The unemployment rate dropped from 4.9% to 4.8%, but the amount of people out of work increased, thus spooking the markets only slightly. At issue here is the "participation rate", which decreased from 66.1% to 65.9%. This is the thesis argued by those at Angry Bear, who also point out that the employment to population ratio dropped as well (another way of measuring participation).
The problem here is with basic mathematics, so if anyone can correct me here I would oblige deeply.
First of all, the data:
- Unemployment rate: 4.9% in January, 4.8% in February.
- Participation rate: 66.1% in January, 65.9% in February.
- Civilian Employment-Population Ratio.: 62.9% in January, 62.7% in February.
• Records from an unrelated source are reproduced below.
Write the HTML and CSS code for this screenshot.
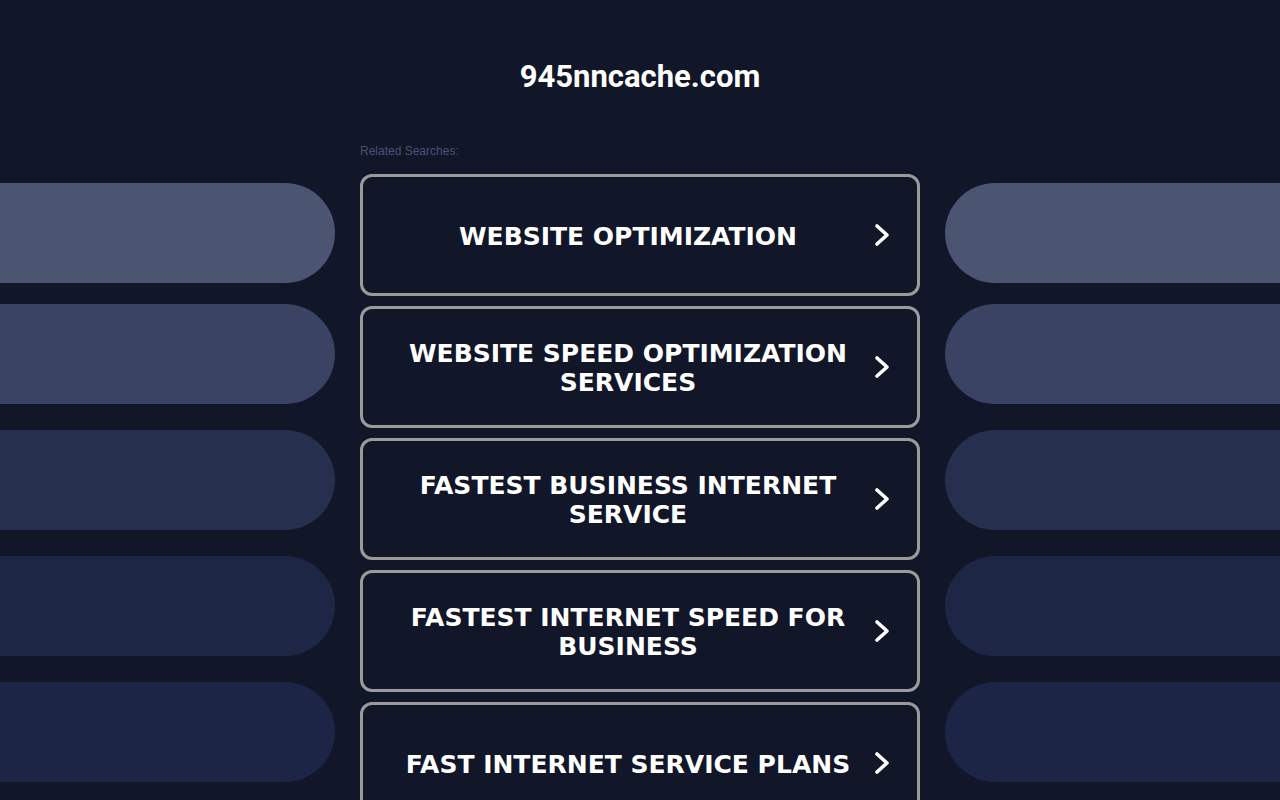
FILE: index.html
```html
<!DOCTYPE html>
<html>
<head>
<meta charset="utf-8">
<link rel="stylesheet" href="styles.css">
</head>
<body>
<div class="page">
  <div class="side side-left">
    <div class="pill p1"></div>
    <div class="pill p2"></div>
    <div class="pill p3"></div>
    <div class="pill p4"></div>
    <div class="pill p5"></div>
  </div>
  <div class="center">
    <h1 class="title">945nncache.com</h1>
    <div class="related">Related Searches:</div>
    <div class="links">
      <a class="link" href="#"><span class="label">WEBSITE OPTIMIZATION</span><svg class="chev" viewBox="0 0 17 24"><polyline points="3,3 13,12 3,21"/></svg></a>
      <a class="link" href="#"><span class="label">WEBSITE SPEED OPTIMIZATION SERVICES</span><svg class="chev" viewBox="0 0 17 24"><polyline points="3,3 13,12 3,21"/></svg></a>
      <a class="link" href="#"><span class="label">FASTEST BUSINESS INTERNET SERVICE</span><svg class="chev" viewBox="0 0 17 24"><polyline points="3,3 13,12 3,21"/></svg></a>
      <a class="link" href="#"><span class="label">FASTEST INTERNET SPEED FOR BUSINESS</span><svg class="chev" viewBox="0 0 17 24"><polyline points="3,3 13,12 3,21"/></svg></a>
      <a class="link" href="#"><span class="label">FAST INTERNET SERVICE PLANS</span><svg class="chev" viewBox="0 0 17 24"><polyline points="3,3 13,12 3,21"/></svg></a>
    </div>
  </div>
  <div class="side side-right">
    <div class="pill p1"></div>
    <div class="pill p2"></div>
    <div class="pill p3"></div>
    <div class="pill p4"></div>
    <div class="pill p5"></div>
  </div>
</div>
</body>
</html>
```
FILE: styles.css
```css
html, body {
  margin: 0;
  padding: 0;
  background: #111629;
  height: 100%;
  overflow: hidden;
}
.page {
  display: grid;
  grid-template-columns: 335px 560px 335px;
  column-gap: 25px;
  width: 1280px;
  height: 800px;
}
.side {
  display: flex;
  flex-direction: column;
  padding-top: 183px;
}
.pill {
  height: 100px;
  flex: none;
  margin-top: 26px;
}
.pill.p1 { margin-top: 0; }
.pill.p2 { margin-top: 21px; }
.side-left .pill { border-radius: 0 50px 50px 0; }
.side-right .pill { border-radius: 50px 0 0 50px; }
.p1 { background: #4b5572; }
.p2 { background: #3a4363; }
.p3 { background: #272f4e; }
.p4 { background: #1e2646; }
.p5 { background: #1c2545; }

.center {
  display: flex;
  flex-direction: column;
}
.title {
  margin: 59px 0 0;
  font-family: Roboto, "Liberation Sans", Arial, sans-serif;
  font-weight: 700;
  font-size: 31px;
  line-height: 36px;
  color: #ffffff;
  text-align: center;
}
.related {
  margin-top: 49px;
  font-family: "Liberation Sans", Arial, sans-serif;
  font-size: 12px;
  line-height: 14px;
  color: #4a5372;
}
.links {
  margin-top: 16px;
  display: flex;
  flex-direction: column;
  gap: 10px;
}
.link {
  box-sizing: border-box;
  height: 122px;
  border: 3px solid #9b9b9b;
  border-radius: 12px;
  display: flex;
  align-items: center;
  padding: 0 26px 0 39px;
  gap: 20px;
  text-decoration: none;
  flex: none;
}
.label {
  flex: 1;
  text-align: center;
  padding-top: 2px;
  font-family: "DejaVu Sans", Verdana, sans-serif;
  font-weight: 700;
  font-size: 25px;
  line-height: 29px;
  color: #ffffff;
}
.chev {
  width: 17px;
  height: 24px;
  flex: none;
}
.chev polyline {
  fill: none;
  stroke: #ffffff;
  stroke-width: 3.6;
  stroke-linecap: round;
  stroke-linejoin: round;
}
```
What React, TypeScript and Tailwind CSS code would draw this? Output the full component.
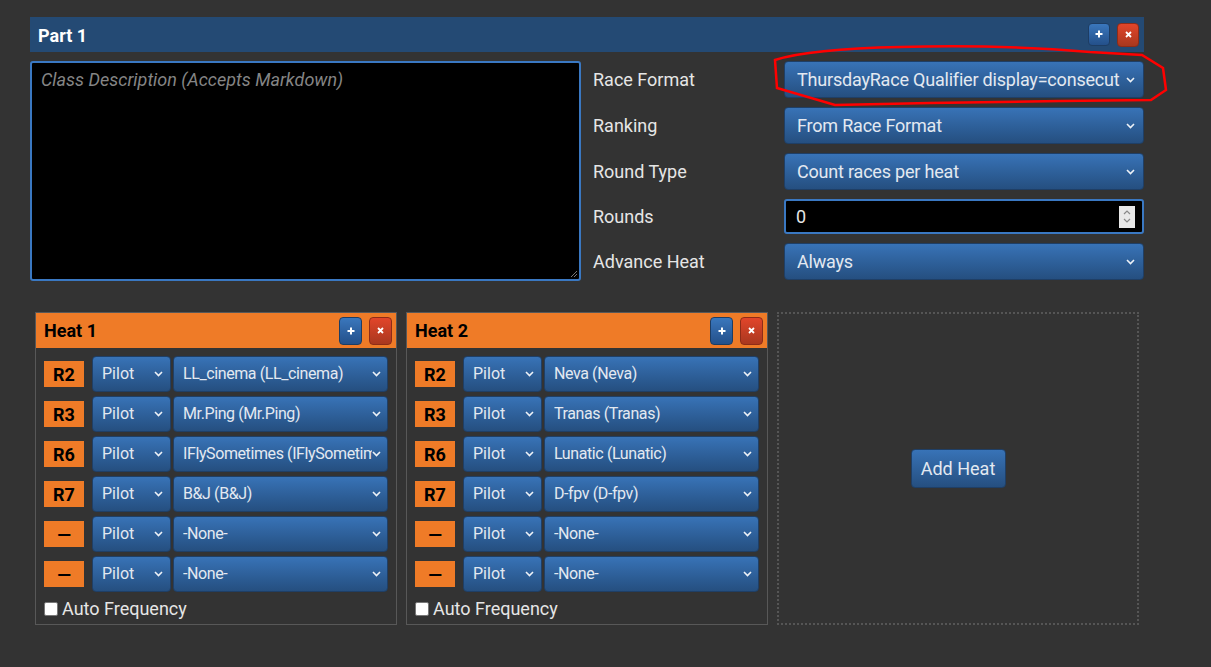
import React from 'react';

const font = { fontFamily: 'Roboto, "Noto Sans", sans-serif' };

type Slot = { ch: string; pilot: string };

const heats: { name: string; slots: Slot[] }[] = [
  {
    name: 'Heat 1',
    slots: [
      { ch: 'R2', pilot: 'LL_cinema (LL_cinema)' },
      { ch: 'R3', pilot: 'Mr.Ping (Mr.Ping)' },
      { ch: 'R6', pilot: 'IFlySometimes (IFlySometim' },
      { ch: 'R7', pilot: 'B&J (B&J)' },
      { ch: '—', pilot: '-None-' },
      { ch: '—', pilot: '-None-' },
    ],
  },
  {
    name: 'Heat 2',
    slots: [
      { ch: 'R2', pilot: 'Neva (Neva)' },
      { ch: 'R3', pilot: 'Tranas (Tranas)' },
      { ch: 'R6', pilot: 'Lunatic (Lunatic)' },
      { ch: 'R7', pilot: 'D-fpv (D-fpv)' },
      { ch: '—', pilot: '-None-' },
      { ch: '—', pilot: '-None-' },
    ],
  },
];

function Chevron() {
  return (
    <svg width="9" height="6" viewBox="0 0 9 6" className="shrink-0">
      <path d="M1 1 L4.5 4.5 L8 1" fill="none" stroke="#eef2f7" strokeWidth="1.6" />
    </svg>
  );
}

function Select({ value, className, text = 'text-[18px] pl-3 pr-2' }: { value: string; className: string; text?: string }) {
  return (
    <div
      className={`flex items-center rounded-[4px] border border-[#1f3f66] bg-gradient-to-b from-[#3873b7] to-[#254f80] text-[#e3e9f1] ${text} ${className}`}
    >
      <span className="min-w-0 flex-1 overflow-hidden whitespace-nowrap">{value}</span>
      <Chevron />
    </div>
  );
}

function SmallBtn({ kind, className }: { kind: 'add' | 'del'; className: string }) {
  return (
    <div
      className={`flex items-center justify-center rounded-[4px] border text-white font-bold ${
        kind === 'add'
          ? 'border-[#1d3d64] bg-gradient-to-b from-[#3a77bd] to-[#24508a]'
          : 'border-[#8e2c18] bg-gradient-to-b from-[#e2452a] to-[#a9381f]'
      } ${className}`}
    >
      {kind === 'add' ? (
        <svg width="8" height="8" viewBox="0 0 8 8">
          <path d="M4 0.5 V7.5 M0.5 4 H7.5" stroke="#fff" strokeWidth="2" />
        </svg>
      ) : (
        <svg width="7" height="7" viewBox="0 0 7 7">
          <path d="M1 1 L6 6 M6 1 L1 6" stroke="#fff" strokeWidth="1.8" />
        </svg>
      )}
    </div>
  );
}

function HeatCard({ name, slots }: { name: string; slots: Slot[] }) {
  return (
    <div className="flex h-[313px] w-[362px] flex-col border border-[#585858]">
      <div className="flex h-[35px] items-center justify-between bg-[#ef7b27] pl-[8px] pr-[4px]">
        <span className="text-[18px] font-bold text-black">{name}</span>
        <div className="flex gap-[7px]">
          <SmallBtn kind="add" className="h-[28px] w-[23px]" />
          <SmallBtn kind="del" className="h-[28px] w-[23px]" />
        </div>
      </div>
      <div className="flex flex-col gap-[4px] pl-[8px] pr-[8px] pt-[8px]">
        {slots.map((s, i) => (
          <div key={i} className="flex h-[36px] items-center">
            <div className="flex h-[26px] w-[40px] items-center justify-center bg-[#ef7b27] text-[18px] font-bold text-black">
              {s.ch}
            </div>
            <Select value="Pilot" className="ml-[8px] h-[36px] w-[79px]" text="text-[16px] pl-[9px] pr-[7px]" />
            <Select value={s.pilot} className="ml-[2px] h-[36px] w-[215px]" text="text-[16px] tracking-[-0.4px] pl-[9px] pr-[6px]" />
          </div>
        ))}
      </div>
      <label className="mt-[3px] flex items-center pl-[8px] text-[18px] text-[#e6e6e6]">
        <span className="mr-[4px] inline-block h-[14px] w-[14px] rounded-[2px] border border-[#777] bg-white" />
        Auto Frequency
      </label>
    </div>
  );
}

export default function App() {
  const fields = [
    { label: 'Race Format', value: 'ThursdayRace Qualifier display=consecut' },
    { label: 'Ranking', value: 'From Race Format' },
    { label: 'Round Type', value: 'Count races per heat' },
    { label: 'Rounds', value: '0', input: true },
    { label: 'Advance Heat', value: 'Always' },
  ];

  return (
    <div className="relative h-[667px] w-full overflow-hidden bg-[#333333]" style={font}>
      <div className="ml-[30px] w-[1114px] pt-[17px]">
        {/* Part header */}
        <div className="flex h-[35px] items-center justify-between bg-[#244a74] pl-[8px] pr-[5px]">
          <span className="pt-[1px] text-[18px] font-bold text-white">Part 1</span>
          <div className="flex gap-[7px]">
            <SmallBtn kind="add" className="h-[23px] w-[22px]" />
            <SmallBtn kind="del" className="h-[24px] w-[22px]" />
          </div>
        </div>

        <div className="mt-[9px] flex">
          <div className="relative h-[220px] w-[551px] rounded-[3px] border-2 border-[#3a78c2] bg-black px-[9px] pt-[3px]">
            <span className="text-[18px] italic text-[#858585]">Class Description (Accepts Markdown)</span>
            <svg className="absolute bottom-[1px] right-[1px]" width="9" height="9" viewBox="0 0 9 9">
              <path d="M8 2 L2 8 M8 5 L5 8" stroke="#777" strokeWidth="1" />
            </svg>
          </div>

          <div className="ml-[12px] flex flex-col gap-[9px]">
            {fields.map((f) => (
              <div key={f.label} className="flex items-center">
                <span className="w-[191px] text-[18px] text-[#e6e6e6]">{f.label}</span>
                {f.input ? (
                  <div className="flex h-[35px] w-[360px] items-center rounded-[3px] border-2 border-[#3a78c2] bg-black pl-[10px] pr-[7px] text-[18px] text-[#e6e6e6]">
                    <span className="flex-1">{f.value}</span>
                    <div className="flex h-[22px] w-[16px] flex-col items-center justify-center gap-[3px] bg-[#e8e8e8]">
                      <svg width="8" height="5" viewBox="0 0 8 5">
                        <path d="M1 4 L4 1 L7 4" fill="none" stroke="#888" strokeWidth="1.2" />
                      </svg>
                      <svg width="8" height="5" viewBox="0 0 8 5">
                        <path d="M1 1 L4 4 L7 1" fill="none" stroke="#888" strokeWidth="1.2" />
                      </svg>
                    </div>
                  </div>
                ) : (
                  <Select value={f.value} className="h-[37px] w-[360px]" text="text-[18px] tracking-[-0.2px] pl-3 pr-2" />
                )}
              </div>
            ))}
          </div>
        </div>

        {/* Heats */}
        <div className="ml-[5px] mt-[31px] flex gap-[9px]">
          {heats.map((h) => (
            <HeatCard key={h.name} name={h.name} slots={h.slots} />
          ))}
          <div className="flex h-[313px] w-[362px] items-center justify-center border-2 border-dotted border-[#555]">
            <div className="flex h-[39px] w-[95px] items-center justify-center rounded-[4px] border border-[#1f3f66] bg-gradient-to-b from-[#3873b7] to-[#254f80] text-[18px] text-[#e3e9f1]">
              Add Heat
            </div>
          </div>
        </div>
      </div>

      {/* red hand-drawn annotation */}
      <svg className="pointer-events-none absolute left-0 top-0" width="1211" height="667">
        <path
          d="M775 60 C800 52 850 48 900 47 C960 45 1030 47 1090 52 L1142 55 L1163 68 L1166 90 L1151 100 L1060 101 L930 103 L835 105 L777 88 Z"
          fill="none"
          stroke="#ff0000"
          strokeWidth="2.5"
        />
      </svg>
    </div>
  );
}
Okay, so maybe I'm making an error here, but this is how I see it:
Is there a way to determine what the unemployment rate would have been if the participation rate or civilian employment-population ratio remained the same. Surely it would simply be a matter of a simple equation:
(February Unemployment Rate)
----------------------------------------- x (January Participation Rate)
(February Participation Rate)
So, in this case, it would be (4.8/65.9) x 66.1
Which equals 4.81%
A similar equation using the employment-population ratio comes up with the same result.
Again, maybe I've got this wrong. Can anyone help?